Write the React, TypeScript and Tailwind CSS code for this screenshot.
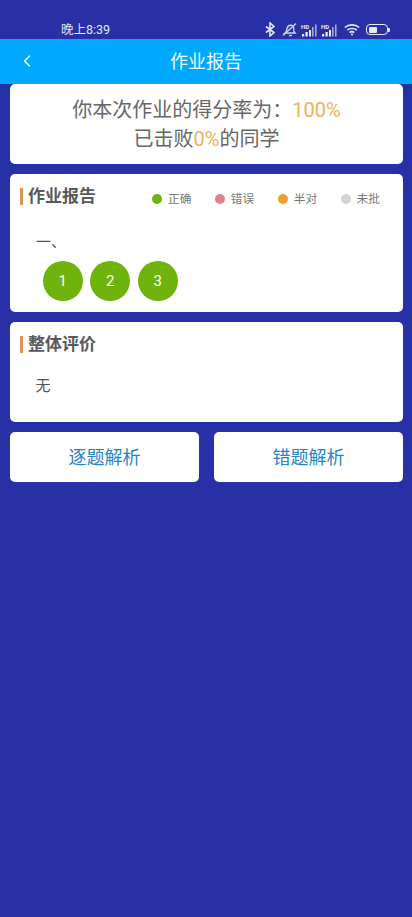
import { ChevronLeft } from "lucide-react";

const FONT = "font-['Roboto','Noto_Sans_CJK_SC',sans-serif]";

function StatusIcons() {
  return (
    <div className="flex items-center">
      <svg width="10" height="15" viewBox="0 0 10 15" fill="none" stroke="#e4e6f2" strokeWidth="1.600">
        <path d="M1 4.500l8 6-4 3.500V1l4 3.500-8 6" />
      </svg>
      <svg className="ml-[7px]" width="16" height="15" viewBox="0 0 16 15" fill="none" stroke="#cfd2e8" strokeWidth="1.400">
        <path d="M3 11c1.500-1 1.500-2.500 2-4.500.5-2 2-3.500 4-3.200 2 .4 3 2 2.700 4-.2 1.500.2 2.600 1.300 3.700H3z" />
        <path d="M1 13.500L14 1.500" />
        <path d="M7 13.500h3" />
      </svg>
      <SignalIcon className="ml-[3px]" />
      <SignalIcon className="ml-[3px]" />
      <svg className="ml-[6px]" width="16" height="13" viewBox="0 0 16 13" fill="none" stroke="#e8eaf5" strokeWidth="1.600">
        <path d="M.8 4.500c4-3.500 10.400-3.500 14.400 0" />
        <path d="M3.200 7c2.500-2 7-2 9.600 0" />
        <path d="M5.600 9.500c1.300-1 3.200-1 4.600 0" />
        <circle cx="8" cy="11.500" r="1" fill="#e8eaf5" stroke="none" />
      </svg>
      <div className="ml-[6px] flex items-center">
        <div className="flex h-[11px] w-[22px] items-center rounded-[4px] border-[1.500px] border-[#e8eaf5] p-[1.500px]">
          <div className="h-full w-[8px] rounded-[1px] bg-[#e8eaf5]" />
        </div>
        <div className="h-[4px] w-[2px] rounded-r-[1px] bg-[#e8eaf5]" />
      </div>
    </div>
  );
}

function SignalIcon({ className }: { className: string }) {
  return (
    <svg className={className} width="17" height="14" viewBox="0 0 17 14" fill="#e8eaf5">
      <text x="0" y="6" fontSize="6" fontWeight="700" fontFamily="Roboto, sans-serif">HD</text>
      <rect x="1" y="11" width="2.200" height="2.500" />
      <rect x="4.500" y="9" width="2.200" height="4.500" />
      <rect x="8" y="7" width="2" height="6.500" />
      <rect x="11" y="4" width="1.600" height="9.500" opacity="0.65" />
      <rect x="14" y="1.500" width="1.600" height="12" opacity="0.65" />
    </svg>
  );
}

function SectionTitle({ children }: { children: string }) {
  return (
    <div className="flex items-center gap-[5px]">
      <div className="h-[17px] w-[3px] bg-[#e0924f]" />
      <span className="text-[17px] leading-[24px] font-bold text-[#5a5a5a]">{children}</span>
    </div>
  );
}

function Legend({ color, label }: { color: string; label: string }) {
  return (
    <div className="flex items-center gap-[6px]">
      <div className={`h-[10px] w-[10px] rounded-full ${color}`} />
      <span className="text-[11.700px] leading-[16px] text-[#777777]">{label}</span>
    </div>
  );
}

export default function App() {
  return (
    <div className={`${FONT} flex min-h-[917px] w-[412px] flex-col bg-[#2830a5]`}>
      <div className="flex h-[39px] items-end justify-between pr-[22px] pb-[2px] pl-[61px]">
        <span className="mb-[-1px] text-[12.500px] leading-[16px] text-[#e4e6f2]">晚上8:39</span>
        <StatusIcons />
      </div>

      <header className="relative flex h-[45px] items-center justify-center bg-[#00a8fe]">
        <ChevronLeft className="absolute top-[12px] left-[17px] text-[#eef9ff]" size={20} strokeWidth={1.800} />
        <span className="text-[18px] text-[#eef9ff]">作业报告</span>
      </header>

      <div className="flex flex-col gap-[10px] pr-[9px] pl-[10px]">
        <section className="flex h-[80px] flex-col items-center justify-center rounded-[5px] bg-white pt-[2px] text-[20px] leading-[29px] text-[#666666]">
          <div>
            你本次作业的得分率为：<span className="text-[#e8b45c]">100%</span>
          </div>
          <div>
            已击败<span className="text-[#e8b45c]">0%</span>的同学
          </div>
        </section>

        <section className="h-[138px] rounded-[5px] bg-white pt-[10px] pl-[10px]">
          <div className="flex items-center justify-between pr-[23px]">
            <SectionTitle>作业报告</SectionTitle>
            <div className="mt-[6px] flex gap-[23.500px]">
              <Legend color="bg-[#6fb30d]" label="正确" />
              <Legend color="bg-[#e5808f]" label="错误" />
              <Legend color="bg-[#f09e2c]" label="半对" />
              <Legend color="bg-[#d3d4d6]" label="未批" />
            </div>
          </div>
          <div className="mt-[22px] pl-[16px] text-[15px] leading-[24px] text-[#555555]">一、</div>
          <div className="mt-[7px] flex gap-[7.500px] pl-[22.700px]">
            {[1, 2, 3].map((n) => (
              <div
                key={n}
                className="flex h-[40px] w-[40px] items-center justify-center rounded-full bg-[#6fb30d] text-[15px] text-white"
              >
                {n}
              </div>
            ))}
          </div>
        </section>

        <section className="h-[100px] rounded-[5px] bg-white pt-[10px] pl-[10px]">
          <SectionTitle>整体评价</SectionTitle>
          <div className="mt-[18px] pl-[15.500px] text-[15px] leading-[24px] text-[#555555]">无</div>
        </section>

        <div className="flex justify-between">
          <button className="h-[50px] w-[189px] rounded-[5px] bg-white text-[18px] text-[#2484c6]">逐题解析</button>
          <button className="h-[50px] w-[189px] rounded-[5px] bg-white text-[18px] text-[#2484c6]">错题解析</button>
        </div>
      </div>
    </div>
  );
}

++++++++

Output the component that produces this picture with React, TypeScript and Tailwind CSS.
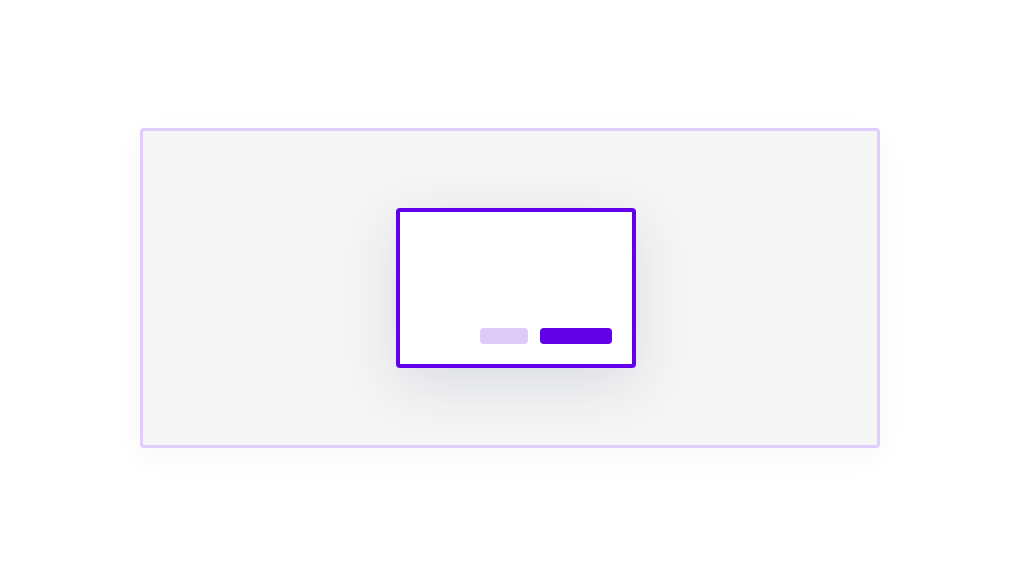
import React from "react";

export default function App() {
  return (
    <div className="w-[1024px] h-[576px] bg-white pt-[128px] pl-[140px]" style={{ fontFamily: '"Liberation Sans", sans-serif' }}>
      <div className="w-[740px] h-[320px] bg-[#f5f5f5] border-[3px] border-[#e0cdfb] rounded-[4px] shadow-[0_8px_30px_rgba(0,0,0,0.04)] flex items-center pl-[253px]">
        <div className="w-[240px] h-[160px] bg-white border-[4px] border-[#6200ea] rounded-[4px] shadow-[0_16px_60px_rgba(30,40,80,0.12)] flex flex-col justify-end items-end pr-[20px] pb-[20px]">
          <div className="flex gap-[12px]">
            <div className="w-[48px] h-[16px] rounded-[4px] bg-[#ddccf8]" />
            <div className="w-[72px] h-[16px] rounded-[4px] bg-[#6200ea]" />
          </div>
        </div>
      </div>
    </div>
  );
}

++++++++

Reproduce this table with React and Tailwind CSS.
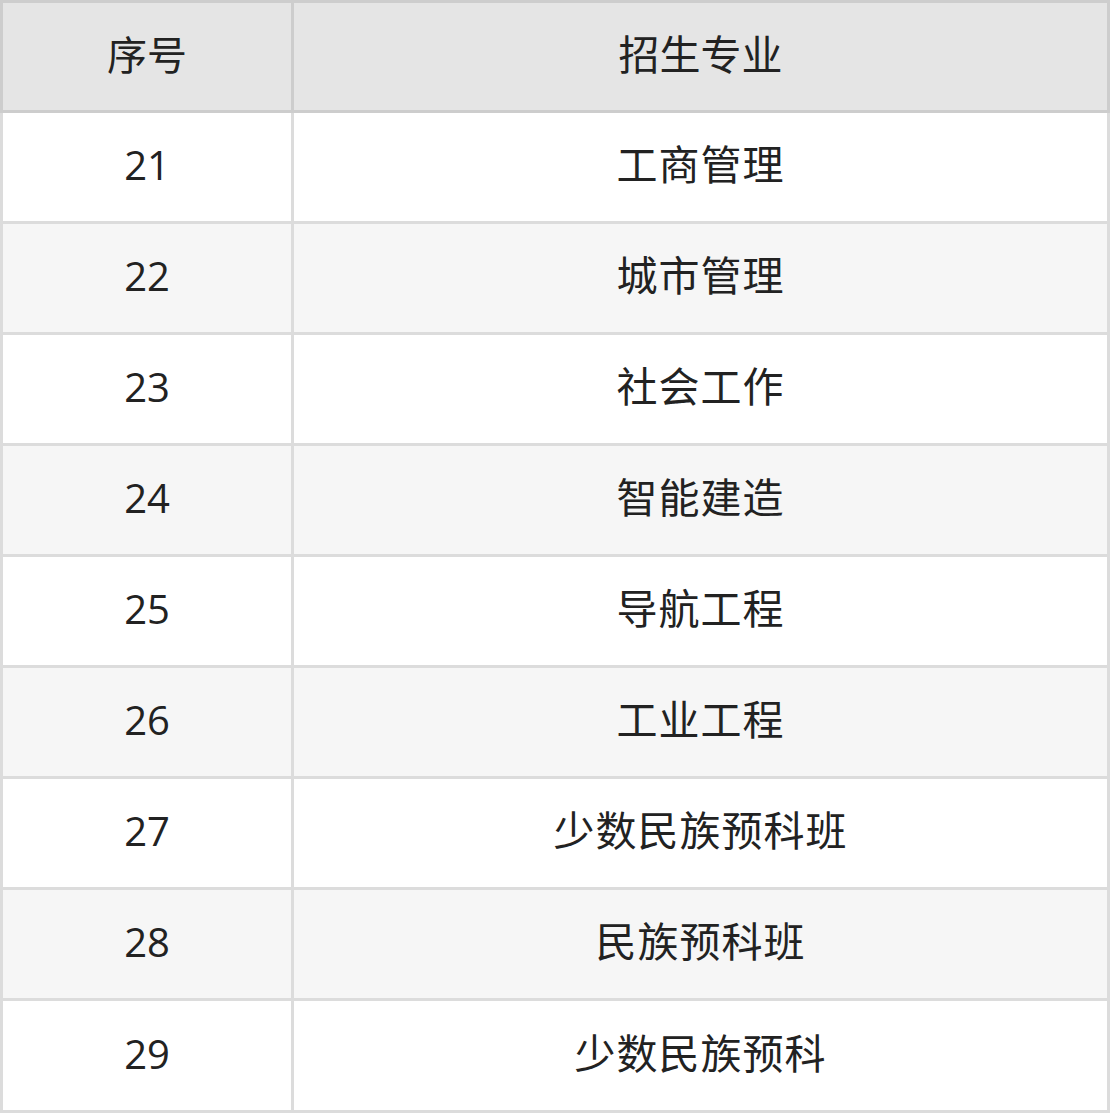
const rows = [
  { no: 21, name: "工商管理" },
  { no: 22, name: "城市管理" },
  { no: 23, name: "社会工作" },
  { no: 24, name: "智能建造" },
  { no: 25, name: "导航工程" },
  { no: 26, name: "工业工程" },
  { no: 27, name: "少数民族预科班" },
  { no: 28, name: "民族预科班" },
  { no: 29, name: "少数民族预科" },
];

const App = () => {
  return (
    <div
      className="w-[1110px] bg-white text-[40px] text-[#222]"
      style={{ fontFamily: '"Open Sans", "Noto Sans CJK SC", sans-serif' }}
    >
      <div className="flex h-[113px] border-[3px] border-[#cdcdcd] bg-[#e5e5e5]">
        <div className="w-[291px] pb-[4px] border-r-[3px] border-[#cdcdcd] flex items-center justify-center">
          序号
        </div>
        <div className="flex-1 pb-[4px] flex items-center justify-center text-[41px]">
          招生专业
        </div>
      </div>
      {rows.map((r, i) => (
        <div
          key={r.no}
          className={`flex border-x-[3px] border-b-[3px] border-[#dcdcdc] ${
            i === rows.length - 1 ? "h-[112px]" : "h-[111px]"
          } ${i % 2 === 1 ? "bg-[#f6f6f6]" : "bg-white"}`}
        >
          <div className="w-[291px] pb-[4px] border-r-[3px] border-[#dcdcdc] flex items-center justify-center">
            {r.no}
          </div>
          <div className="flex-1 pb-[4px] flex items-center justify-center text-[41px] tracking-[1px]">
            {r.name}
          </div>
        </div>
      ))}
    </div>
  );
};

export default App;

++++++++

**WHAT THE TASK ASKS**
Pictures should be left out. Retype only the run of lines from the line containing "Output the component" to the line containing "import React from", inclusive.

**RESULT BELOW**
Output the component that produces this picture with React, TypeScript and Tailwind CSS.
import React from "react";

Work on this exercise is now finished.